_STORED DATA_
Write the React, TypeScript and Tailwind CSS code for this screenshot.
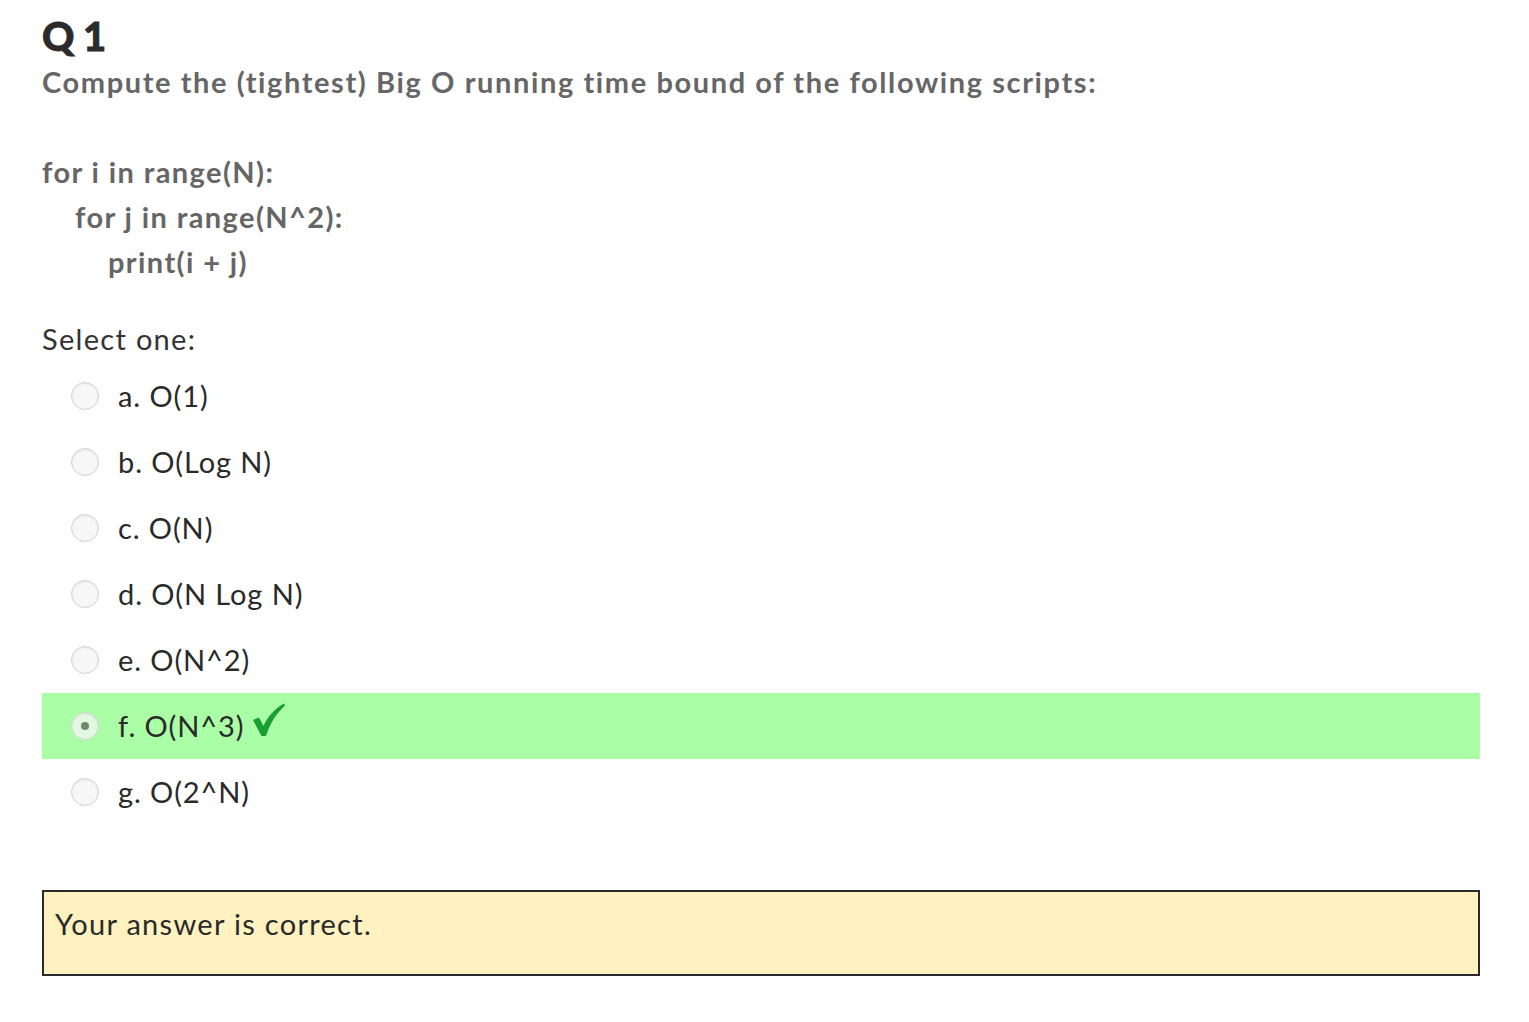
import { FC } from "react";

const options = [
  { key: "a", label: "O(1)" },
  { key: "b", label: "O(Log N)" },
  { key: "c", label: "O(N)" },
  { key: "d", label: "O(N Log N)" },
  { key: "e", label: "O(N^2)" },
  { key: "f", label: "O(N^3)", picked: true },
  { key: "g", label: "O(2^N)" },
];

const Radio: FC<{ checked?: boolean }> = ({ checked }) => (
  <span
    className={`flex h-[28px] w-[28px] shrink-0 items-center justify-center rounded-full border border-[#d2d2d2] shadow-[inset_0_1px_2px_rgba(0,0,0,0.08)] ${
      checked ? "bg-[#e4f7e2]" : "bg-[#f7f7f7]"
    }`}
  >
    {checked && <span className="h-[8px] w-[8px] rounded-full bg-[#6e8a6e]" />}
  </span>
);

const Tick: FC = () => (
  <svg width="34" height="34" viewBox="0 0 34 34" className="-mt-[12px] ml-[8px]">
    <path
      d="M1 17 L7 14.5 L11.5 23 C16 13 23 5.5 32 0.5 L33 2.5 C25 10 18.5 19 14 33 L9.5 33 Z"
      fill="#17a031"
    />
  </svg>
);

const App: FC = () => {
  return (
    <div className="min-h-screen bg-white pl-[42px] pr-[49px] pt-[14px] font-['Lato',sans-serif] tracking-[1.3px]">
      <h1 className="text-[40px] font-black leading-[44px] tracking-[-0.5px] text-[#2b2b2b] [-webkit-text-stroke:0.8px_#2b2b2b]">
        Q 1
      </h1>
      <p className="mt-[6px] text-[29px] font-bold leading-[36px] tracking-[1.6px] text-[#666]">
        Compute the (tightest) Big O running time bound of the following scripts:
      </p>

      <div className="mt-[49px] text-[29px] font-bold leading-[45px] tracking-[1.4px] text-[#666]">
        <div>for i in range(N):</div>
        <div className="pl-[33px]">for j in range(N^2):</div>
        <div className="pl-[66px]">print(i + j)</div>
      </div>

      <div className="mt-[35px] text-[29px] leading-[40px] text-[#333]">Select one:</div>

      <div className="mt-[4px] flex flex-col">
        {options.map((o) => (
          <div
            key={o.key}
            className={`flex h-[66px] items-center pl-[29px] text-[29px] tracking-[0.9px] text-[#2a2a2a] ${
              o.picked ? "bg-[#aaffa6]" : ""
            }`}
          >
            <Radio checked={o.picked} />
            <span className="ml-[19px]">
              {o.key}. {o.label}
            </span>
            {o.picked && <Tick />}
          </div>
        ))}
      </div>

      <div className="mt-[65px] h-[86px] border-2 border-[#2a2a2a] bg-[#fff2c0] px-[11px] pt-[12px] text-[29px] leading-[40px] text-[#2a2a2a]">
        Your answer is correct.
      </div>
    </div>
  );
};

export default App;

_YOUR GOAL_
Transcribe the whole listing, character for character, but not its images.

_PROBLEM SOLUTION_
Write the React, TypeScript and Tailwind CSS code for this screenshot.
import { FC } from "react";

const options = [
  { key: "a", label: "O(1)" },
  { key: "b", label: "O(Log N)" },
  { key: "c", label: "O(N)" },
  { key: "d", label: "O(N Log N)" },
  { key: "e", label: "O(N^2)" },
  { key: "f", label: "O(N^3)", picked: true },
  { key: "g", label: "O(2^N)" },
];

const Radio: FC<{ checked?: boolean }> = ({ checked }) => (
  <span
    className={`flex h-[28px] w-[28px] shrink-0 items-center justify-center rounded-full border border-[#d2d2d2] shadow-[inset_0_1px_2px_rgba(0,0,0,0.08)] ${
      checked ? "bg-[#e4f7e2]" : "bg-[#f7f7f7]"
    }`}
  >
    {checked && <span className="h-[8px] w-[8px] rounded-full bg-[#6e8a6e]" />}
  </span>
);

const Tick: FC = () => (
  <svg width="34" height="34" viewBox="0 0 34 34" className="-mt-[12px] ml-[8px]">
    <path
      d="M1 17 L7 14.5 L11.5 23 C16 13 23 5.5 32 0.5 L33 2.5 C25 10 18.5 19 14 33 L9.5 33 Z"
      fill="#17a031"
    />
  </svg>
);

const App: FC = () => {
  return (
    <div className="min-h-screen bg-white pl-[42px] pr-[49px] pt-[14px] font-['Lato',sans-serif] tracking-[1.3px]">
      <h1 className="text-[40px] font-black leading-[44px] tracking-[-0.5px] text-[#2b2b2b] [-webkit-text-stroke:0.8px_#2b2b2b]">
        Q 1
      </h1>
      <p className="mt-[6px] text-[29px] font-bold leading-[36px] tracking-[1.6px] text-[#666]">
        Compute the (tightest) Big O running time bound of the following scripts:
      </p>

      <div className="mt-[49px] text-[29px] font-bold leading-[45px] tracking-[1.4px] text-[#666]">
        <div>for i in range(N):</div>
        <div className="pl-[33px]">for j in range(N^2):</div>
        <div className="pl-[66px]">print(i + j)</div>
      </div>

      <div className="mt-[35px] text-[29px] leading-[40px] text-[#333]">Select one:</div>

      <div className="mt-[4px] flex flex-col">
        {options.map((o) => (
          <div
            key={o.key}
            className={`flex h-[66px] items-center pl-[29px] text-[29px] tracking-[0.9px] text-[#2a2a2a] ${
              o.picked ? "bg-[#aaffa6]" : ""
            }`}
          >
            <Radio checked={o.picked} />
            <span className="ml-[19px]">
              {o.key}. {o.label}
            </span>
            {o.picked && <Tick />}
          </div>
        ))}
      </div>

      <div className="mt-[65px] h-[86px] border-2 border-[#2a2a2a] bg-[#fff2c0] px-[11px] pt-[12px] text-[29px] leading-[40px] text-[#2a2a2a]">
        Your answer is correct.
      </div>
    </div>
  );
};

export default App;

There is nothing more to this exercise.